Rumori in condominio: per il risarcimento va provato l’ammontare del danno
Il tema dei rumori in condominio e delle relative conseguenze legali ha da sempre interessato la giurisprudenza. Se il regolamento di condominio non contiene una specifica disciplina, la norma concretamente applicabile in sede civile è l’art. 844: la disposizione impone che si debbano sopportare le immissioni rumorose al di sotto della soglia della “normale tollerabilità”. Quelle intollerabili invece non solo potranno essere impedite, ma daranno luogo ad un risarcimento.
La Cassazione: per il risarcimento va provato il danno
La Corte di Cassazione ha recentemente statuito, con la sent. 1363 del 2017, resa dalla seconda sezione civile, che l’accertamento di una immissione illecita ex art. 844 c.c. non genera automaticamente un diritto al risarcimento del danno. L’immissione è uno tra i requisiti che giustificano una pretesa risarcitoria ex art. 2043, ma perché si possa concretamente ottenere una gratificazione in danaro, è necessario fornire l’ulteriore precisa e circostanziata prova del danno materialmente subito. In quest’ottica, parte attrice che agisce per il risarcimento dovrà offrire elementi di prova tali da dimostrare non solo l’esistenza di una immissione illecita, ma anche che questa ha dato scaturigine ad un danno economicamente rilevante. La parte ne dovrà provare non solo la sussistenza, ma anche il concreto ammontare, potendosi comunque in caso di naturale incertezza sulla precisa determinazione, appellare ai poteri equitativi del giudice.
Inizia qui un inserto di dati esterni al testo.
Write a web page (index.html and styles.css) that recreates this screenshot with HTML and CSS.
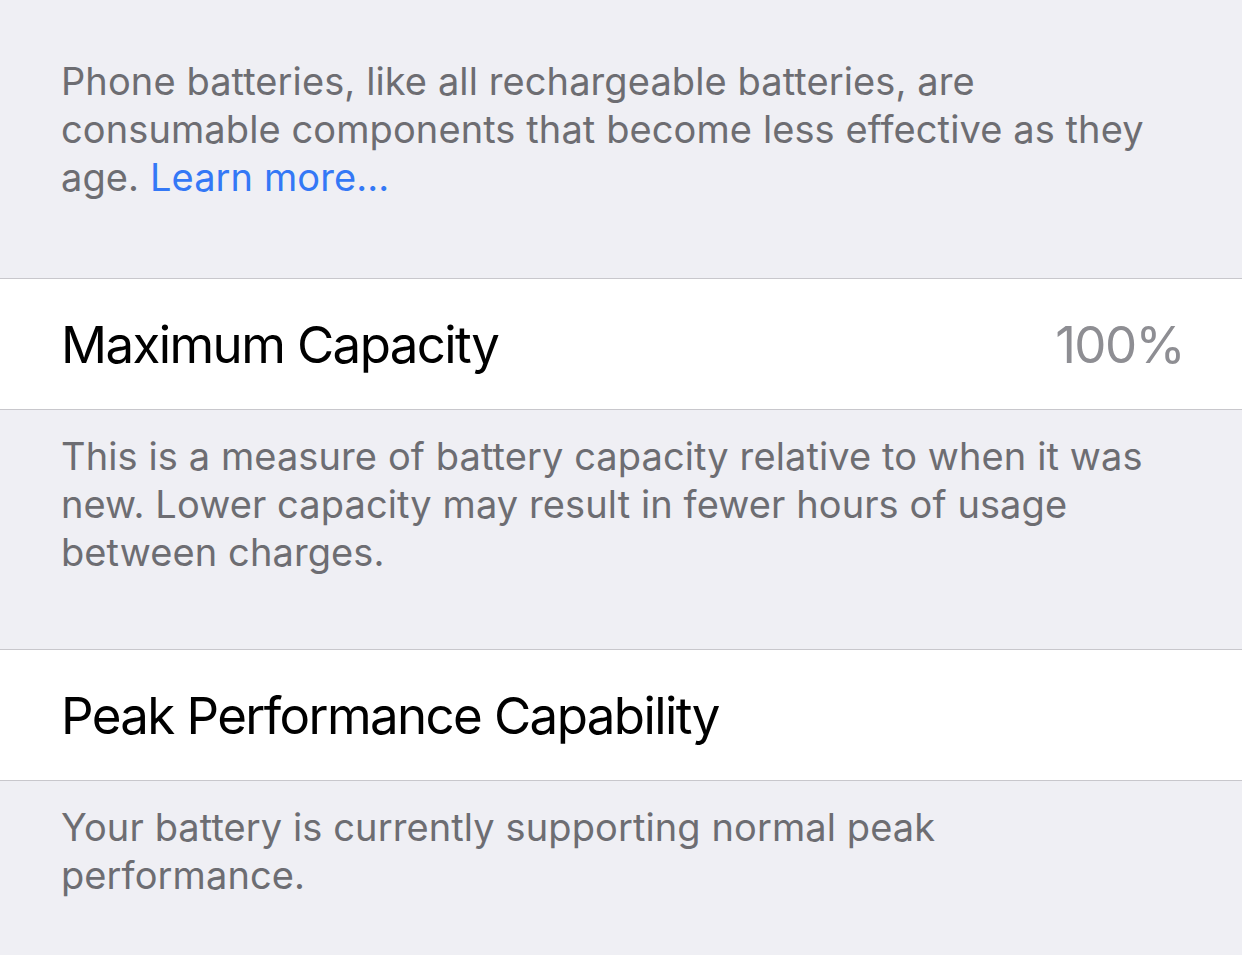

La Suprema Corte ha affermato siffatto principio nella pronuncia citata ed ha correttamente sostenuto che, laddove la domanda non sia sostenuta da un adeguato compendio probatorio, il giudice di merito può procedere al rigetto.
Conclusioni: se il danno non è provato, la domanda va rigettata
Il rigetto, che tipicamente si ricollega al caso in cui le immissioni rumorose non raggiungano la soglia della intollerabilità, può quindi conseguire anche semplicemente ad una “insufficienza probatoria”. Sostengono testualmente i giudici della Suprema Corte: “Non sussiste la lamentata contraddittorietà, perché ben può il giudice del merito, senza con ciò incorrere in alcun vizio logico, rigettare la proposta domanda ex articolo 844 codice civile, per la cospirante convergenza di una duplice ragione giustificativa, sia perché i rumori e le missioni non raggiungono il limite della intollerabilita, sia perché manca la prova sull’esistenza del patito danno”.